* **Source excerpt**:
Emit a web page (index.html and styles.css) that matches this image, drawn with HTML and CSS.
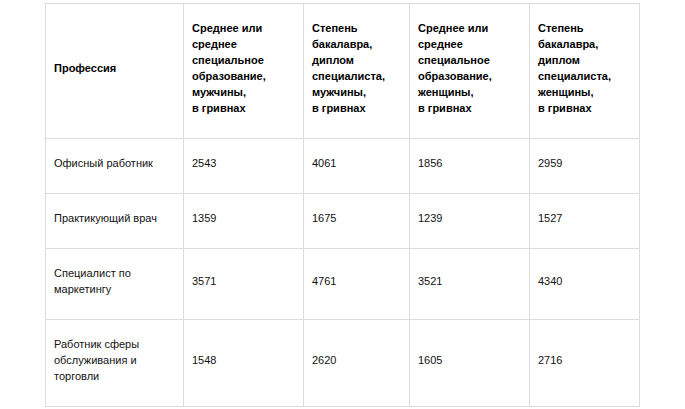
FILE: index.html
```html
<!DOCTYPE html>
<html lang="ru">
<head>
<meta charset="utf-8">
<link rel="stylesheet" href="styles.css">
</head>
<body>
<table class="salary">
  <colgroup>
    <col class="c1"><col class="c2"><col class="c3"><col class="c4"><col class="c5">
  </colgroup>
  <thead>
    <tr>
      <th>Профессия</th>
      <th>Среднее или<br>среднее<br>специальное<br>образование,<br>мужчины,<br>в гривнах</th>
      <th>Степень<br>бакалавра,<br>диплом<br>специалиста,<br>мужчины,<br>в гривнах</th>
      <th>Среднее или<br>среднее<br>специальное<br>образование,<br>женщины,<br>в гривнах</th>
      <th>Степень<br>бакалавра,<br>диплом<br>специалиста,<br>женщины,<br>в гривнах</th>
    </tr>
  </thead>
  <tbody>
    <tr><td>Офисный работник</td><td>2543</td><td>4061</td><td>1856</td><td>2959</td></tr>
    <tr><td>Практикующий врач</td><td>1359</td><td>1675</td><td>1239</td><td>1527</td></tr>
    <tr><td>Специалист по<br>маркетингу</td><td>3571</td><td>4761</td><td>3521</td><td>4340</td></tr>
    <tr><td>Работник сферы<br>обслуживания и<br>торговли</td><td>1548</td><td>2620</td><td>1605</td><td>2716</td></tr>
  </tbody>
</table>
</body>
</html>
```
FILE: styles.css
```css
html, body {
  margin: 0;
  padding: 0;
  background: #fff;
}
body {
  font-family: "Liberation Sans", Arial, sans-serif;
  font-size: 11px;
  line-height: 16px;
  color: #000;
}
.salary {
  margin: 3px 0 0 45px;
  border-collapse: collapse;
  table-layout: fixed;
  width: 594px;
}
.c1 { width: 138px; }
.c2 { width: 120px; }
.c3 { width: 106px; }
.c4 { width: 120px; }
.c5 { width: 110px; }
.salary th,
.salary td {
  border: 1px solid #dcdcdc;
  padding: 16px 8px 22px 8px;
  text-align: left;
  vertical-align: middle;
}
.salary th {
  font-weight: bold;
}
.salary td {
  color: #111;
}
```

* **Task details**:
Repeat the data in full and exactly. Omit pictures.

* **Answer to the task**:
Emit a web page (index.html and styles.css) that matches this image, drawn with HTML and CSS.
FILE: index.html
```html
<!DOCTYPE html>
<html lang="ru">
<head>
<meta charset="utf-8">
<link rel="stylesheet" href="styles.css">
</head>
<body>
<table class="salary">
  <colgroup>
    <col class="c1"><col class="c2"><col class="c3"><col class="c4"><col class="c5">
  </colgroup>
  <thead>
    <tr>
      <th>Профессия</th>
      <th>Среднее или<br>среднее<br>специальное<br>образование,<br>мужчины,<br>в гривнах</th>
      <th>Степень<br>бакалавра,<br>диплом<br>специалиста,<br>мужчины,<br>в гривнах</th>
      <th>Среднее или<br>среднее<br>специальное<br>образование,<br>женщины,<br>в гривнах</th>
      <th>Степень<br>бакалавра,<br>диплом<br>специалиста,<br>женщины,<br>в гривнах</th>
    </tr>
  </thead>
  <tbody>
    <tr><td>Офисный работник</td><td>2543</td><td>4061</td><td>1856</td><td>2959</td></tr>
    <tr><td>Практикующий врач</td><td>1359</td><td>1675</td><td>1239</td><td>1527</td></tr>
    <tr><td>Специалист по<br>маркетингу</td><td>3571</td><td>4761</td><td>3521</td><td>4340</td></tr>
    <tr><td>Работник сферы<br>обслуживания и<br>торговли</td><td>1548</td><td>2620</td><td>1605</td><td>2716</td></tr>
  </tbody>
</table>
</body>
</html>
```
FILE: styles.css
```css
html, body {
  margin: 0;
  padding: 0;
  background: #fff;
}
body {
  font-family: "Liberation Sans", Arial, sans-serif;
  font-size: 11px;
  line-height: 16px;
  color: #000;
}
.salary {
  margin: 3px 0 0 45px;
  border-collapse: collapse;
  table-layout: fixed;
  width: 594px;
}
.c1 { width: 138px; }
.c2 { width: 120px; }
.c3 { width: 106px; }
.c4 { width: 120px; }
.c5 { width: 110px; }
.salary th,
.salary td {
  border: 1px solid #dcdcdc;
  padding: 16px 8px 22px 8px;
  text-align: left;
  vertical-align: middle;
}
.salary th {
  font-weight: bold;
}
.salary td {
  color: #111;
}
```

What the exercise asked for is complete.